WHAT NEEDS TO BE DONE: Output the data word for word, dropping every image.

GIVEN MATERIAL:

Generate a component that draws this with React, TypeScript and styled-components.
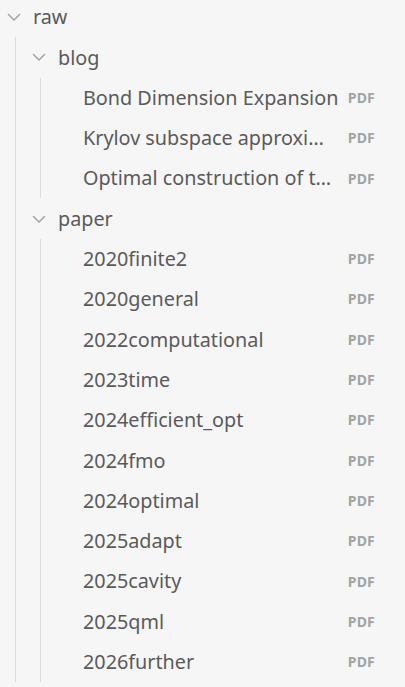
import styled, { createGlobalStyle } from 'styled-components';

const GlobalStyle = createGlobalStyle`
  html, body {
    margin: 0;
    padding: 0;
    background: #f6f6f6;
  }
  body {
    font-family: 'Noto Sans', 'Open Sans', sans-serif;
    overflow: hidden;
  }
`;

interface FileItem {
  name: string;
  ext: string;
}

interface FolderItem {
  name: string;
  children: (FolderItem | FileItem)[];
}

const tree: FolderItem = {
  name: 'raw',
  children: [
    {
      name: 'blog',
      children: [
        { name: 'Bond Dimension Expansion', ext: 'PDF' },
        { name: 'Krylov subspace approximation', ext: 'PDF' },
        { name: 'Optimal construction of tensor networks', ext: 'PDF' },
      ],
    },
    {
      name: 'paper',
      children: [
        { name: '2020finite2', ext: 'PDF' },
        { name: '2020general', ext: 'PDF' },
        { name: '2022computational', ext: 'PDF' },
        { name: '2023time', ext: 'PDF' },
        { name: '2024efficient_opt', ext: 'PDF' },
        { name: '2024fmo', ext: 'PDF' },
        { name: '2024optimal', ext: 'PDF' },
        { name: '2025adapt', ext: 'PDF' },
        { name: '2025cavity', ext: 'PDF' },
        { name: '2025qml', ext: 'PDF' },
        { name: '2026further', ext: 'PDF' },
      ],
    },
  ],
};

const Explorer = styled.nav`
  width: 405px;
  margin-top: -3px;
  color: #5a5a5a;
`;

const Row = styled.div<{ $file?: boolean }>`
  display: flex;
  align-items: center;
  height: 40.3px;
  padding-left: ${(p) => (p.$file ? '33px' : '5px')};
  padding-right: 30px;
  font-size: 19.8px;
  line-height: 1.4;
  box-sizing: border-box;
`;

const Chevron = styled.span`
  display: flex;
  align-items: center;
  justify-content: center;
  width: 18px;
  height: 18px;
  margin-right: 10px;
  color: #a6a6a6;
`;

const Title = styled.span`
  flex: 1;
  min-width: 0;
  white-space: nowrap;
  overflow: hidden;
  text-overflow: ellipsis;
`;

const Tag = styled.span`
  margin-left: 8px;
  font-size: 14px;
  font-weight: 700;
  color: #a3a3a3;
  letter-spacing: 0.2px;
`;

const Children = styled.div`
  margin-left: 15px;
  padding-left: 9px;
  border-left: 1px solid #dcdcdc;
`;

function ChevronDown() {
  return (
    <svg width='14' height='14' viewBox='0 0 14 14' fill='none'>
      <path d='M1.5 4.5 L7 10 L12.5 4.5' stroke='currentColor' strokeWidth='1.6' strokeLinecap='round' strokeLinejoin='round' />
    </svg>
  );
}

function isFolder(item: FolderItem | FileItem): item is FolderItem {
  return 'children' in item;
}

function Folder({ folder }: { folder: FolderItem }) {
  return (
    <div>
      <Row>
        <Chevron>
          <ChevronDown />
        </Chevron>
        <Title>{folder.name}</Title>
      </Row>
      <Children>
        {folder.children.map((child) =>
          isFolder(child) ? (
            <Folder key={child.name} folder={child} />
          ) : (
            <Row key={child.name} $file>
              <Title>{child.name}</Title>
              <Tag>{child.ext}</Tag>
            </Row>
          )
        )}
      </Children>
    </div>
  );
}

export default function App() {
  return (
    <>
      <GlobalStyle />
      <Explorer>
        <Folder folder={tree} />
      </Explorer>
    </>
  );
}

FULL RESPONSE:
Generate a component that draws this with React, TypeScript and styled-components.
import styled, { createGlobalStyle } from 'styled-components';

const GlobalStyle = createGlobalStyle`
  html, body {
    margin: 0;
    padding: 0;
    background: #f6f6f6;
  }
  body {
    font-family: 'Noto Sans', 'Open Sans', sans-serif;
    overflow: hidden;
  }
`;

interface FileItem {
  name: string;
  ext: string;
}

interface FolderItem {
  name: string;
  children: (FolderItem | FileItem)[];
}

const tree: FolderItem = {
  name: 'raw',
  children: [
    {
      name: 'blog',
      children: [
        { name: 'Bond Dimension Expansion', ext: 'PDF' },
        { name: 'Krylov subspace approximation', ext: 'PDF' },
        { name: 'Optimal construction of tensor networks', ext: 'PDF' },
      ],
    },
    {
      name: 'paper',
      children: [
        { name: '2020finite2', ext: 'PDF' },
        { name: '2020general', ext: 'PDF' },
        { name: '2022computational', ext: 'PDF' },
        { name: '2023time', ext: 'PDF' },
        { name: '2024efficient_opt', ext: 'PDF' },
        { name: '2024fmo', ext: 'PDF' },
        { name: '2024optimal', ext: 'PDF' },
        { name: '2025adapt', ext: 'PDF' },
        { name: '2025cavity', ext: 'PDF' },
        { name: '2025qml', ext: 'PDF' },
        { name: '2026further', ext: 'PDF' },
      ],
    },
  ],
};

const Explorer = styled.nav`
  width: 405px;
  margin-top: -3px;
  color: #5a5a5a;
`;

const Row = styled.div<{ $file?: boolean }>`
  display: flex;
  align-items: center;
  height: 40.3px;
  padding-left: ${(p) => (p.$file ? '33px' : '5px')};
  padding-right: 30px;
  font-size: 19.8px;
  line-height: 1.4;
  box-sizing: border-box;
`;

const Chevron = styled.span`
  display: flex;
  align-items: center;
  justify-content: center;
  width: 18px;
  height: 18px;
  margin-right: 10px;
  color: #a6a6a6;
`;

const Title = styled.span`
  flex: 1;
  min-width: 0;
  white-space: nowrap;
  overflow: hidden;
  text-overflow: ellipsis;
`;

const Tag = styled.span`
  margin-left: 8px;
  font-size: 14px;
  font-weight: 700;
  color: #a3a3a3;
  letter-spacing: 0.2px;
`;

const Children = styled.div`
  margin-left: 15px;
  padding-left: 9px;
  border-left: 1px solid #dcdcdc;
`;

function ChevronDown() {
  return (
    <svg width='14' height='14' viewBox='0 0 14 14' fill='none'>
      <path d='M1.5 4.5 L7 10 L12.5 4.5' stroke='currentColor' strokeWidth='1.6' strokeLinecap='round' strokeLinejoin='round' />
    </svg>
  );
}

function isFolder(item: FolderItem | FileItem): item is FolderItem {
  return 'children' in item;
}

function Folder({ folder }: { folder: FolderItem }) {
  return (
    <div>
      <Row>
        <Chevron>
          <ChevronDown />
        </Chevron>
        <Title>{folder.name}</Title>
      </Row>
      <Children>
        {folder.children.map((child) =>
          isFolder(child) ? (
            <Folder key={child.name} folder={child} />
          ) : (
            <Row key={child.name} $file>
              <Title>{child.name}</Title>
              <Tag>{child.ext}</Tag>
            </Row>
          )
        )}
      </Children>
    </div>
  );
}

export default function App() {
  return (
    <>
      <GlobalStyle />
      <Explorer>
        <Folder folder={tree} />
      </Explorer>
    </>
  );
}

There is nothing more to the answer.